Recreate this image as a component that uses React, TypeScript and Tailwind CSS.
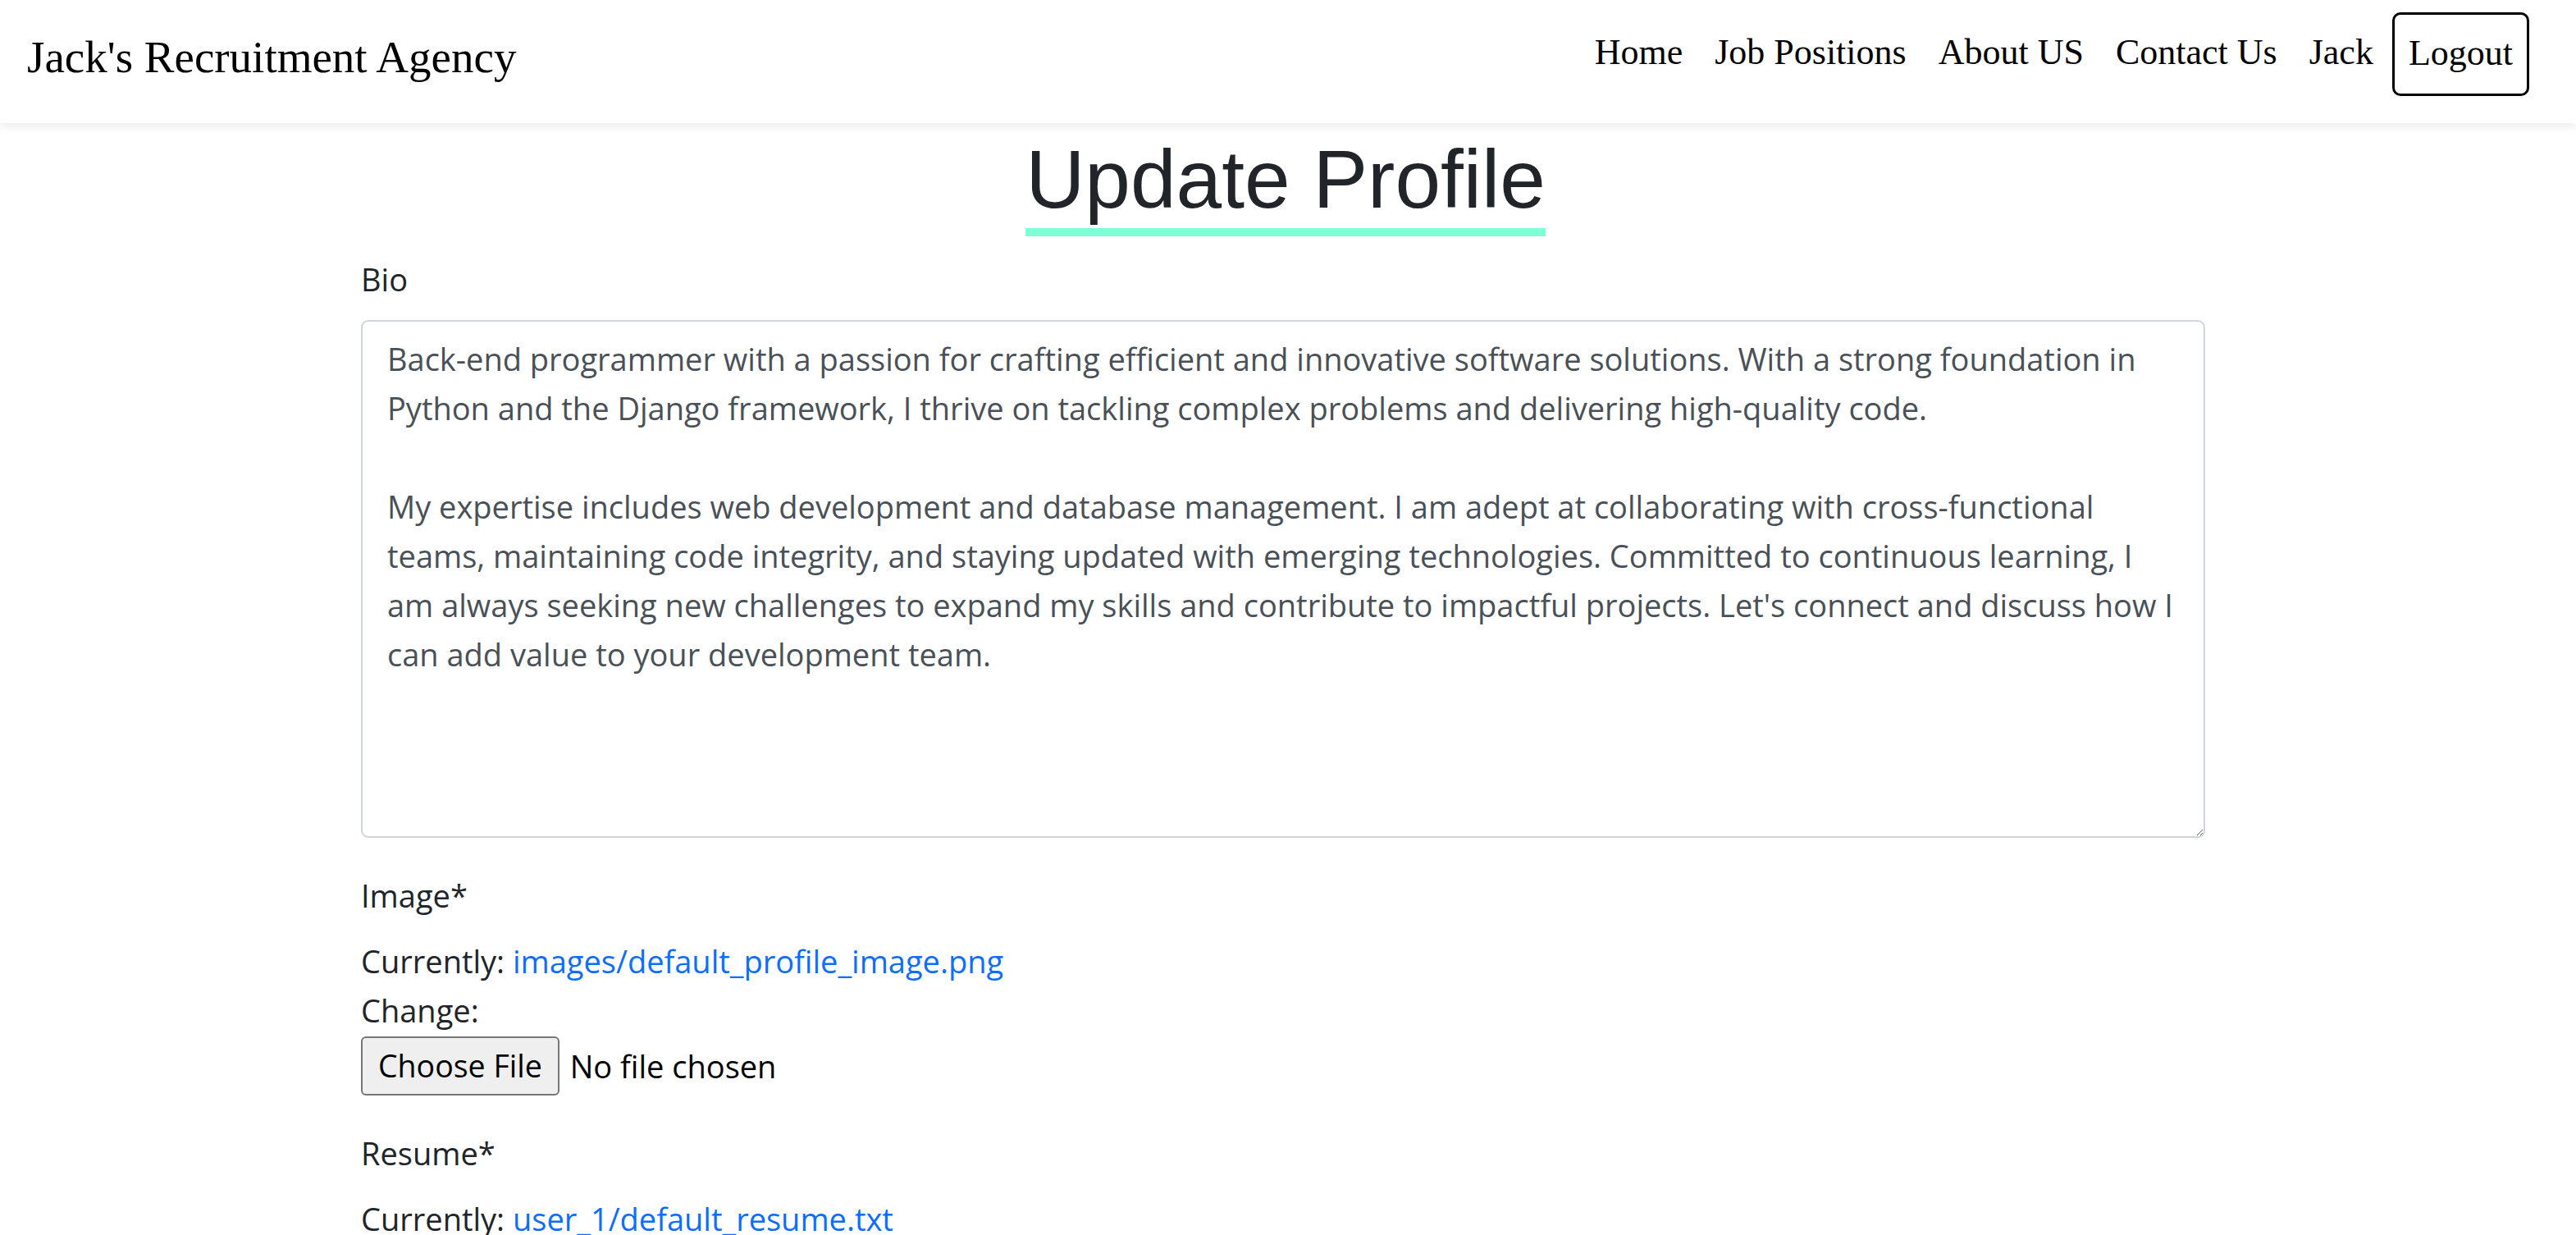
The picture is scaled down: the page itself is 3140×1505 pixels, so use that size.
import React from "react";

const BIO = [
  "Back-end programmer with a passion for crafting efficient and innovative software solutions. With a strong foundation in",
  "Python and the Django framework, I thrive on tackling complex problems and delivering high-quality code.",
  "",
  "My expertise includes web development and database management. I am adept at collaborating with cross-functional",
  "teams, maintaining code integrity, and staying updated with emerging technologies. Committed to continuous learning, I",
  "am always seeking new challenges to expand my skills and contribute to impactful projects. Let's connect and discuss how I",
  "can add value to your development team.",
].join("\n");

const NAV = ["Home", "Job Positions", "About US", "Contact Us", "Jack"];

function FileField({ current }: { current: string }) {
  return (
    <div className="mb-[40px]">
      <div className="leading-[60px]">
        Currently:{" "}
        <a href="#" className="text-[#0d6efd]">
          {current}
        </a>
      </div>
      <div className="leading-[60px]">Change:</div>
      <div className="flex items-center gap-[13px] pt-[2px]">
        <button
          type="button"
          className="h-[72px] rounded-[6px] border-[2.5px] border-[#767676] bg-[#efefef] px-[19px] text-[37.5px] leading-none text-black"
        >
          Choose File
        </button>
        <span className="text-black">No file chosen</span>
      </div>
    </div>
  );
}

export default function App() {
  return (
    <div className="min-h-screen bg-white font-['Open_Sans',sans-serif] text-[38px] text-[#212529]">
      <header className="relative z-10 flex h-[150px] items-start justify-between bg-white shadow-[0_5px_10px_rgba(0,0,0,0.075)] font-['Liberation_Serif',serif] text-black">
        <a href="#" className="ml-[33px] mt-[38px] text-[55px] leading-[64px]">
          Jack's Recruitment Agency
        </a>
        <nav className="mr-[57px] flex items-start">
          <div className="mt-[34px] flex gap-[39px] text-[44px] leading-[60px]">
            {NAV.map((n) => (
              <a key={n} href="#">
                {n}
              </a>
            ))}
          </div>
          <button
            type="button"
            className="ml-[23px] mt-[15px] rounded-[10px] border-[3px] border-black px-[17px] pb-[19px] pt-[17px] text-[44px] leading-[60px]"
          >
            Logout
          </button>
        </nav>
      </header>

      <main className="flex flex-col">
        <div className="flex justify-center pr-[6px] pt-[8px]">
          <h1 className="border-b-[10px] border-[#7fffd4] font-['Liberation_Sans',sans-serif] text-[100px] leading-[120px] text-[#212529]">
            Update Profile
          </h1>
        </div>

        <form className="ml-[440px] mt-[22px] w-[2248px]">
          <div className="mb-[40px]">
            <label className="mb-[20px] block leading-[60px]">Bio</label>
            <textarea
              wrap="off"
              defaultValue={BIO}
              className="block h-[631px] w-full overflow-hidden rounded-[9px] border-[2.5px] border-[#ced4da] px-[30px] pt-[15px] font-['Open_Sans',sans-serif] text-[38px] leading-[60px] text-[#495057] outline-none"
            />
          </div>

          <label className="mb-[20px] block leading-[60px]">Image*</label>
          <FileField current="images/default_profile_image.png" />

          <label className="mb-[20px] block leading-[60px]">Resume*</label>
          <FileField current="user_1/default_resume.txt" />
        </form>
      </main>
    </div>
  );
}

EXERCISE DIRECTIONS:
Begin at the top of the material above and output each line exactly, stopping after the line that holds "import React from". Leave out pictures.

THE COMPLETED TASK:
Recreate this image as a component that uses React, TypeScript and Tailwind CSS.
The picture is scaled down: the page itself is 3140×1505 pixels, so use that size.
import React from "react";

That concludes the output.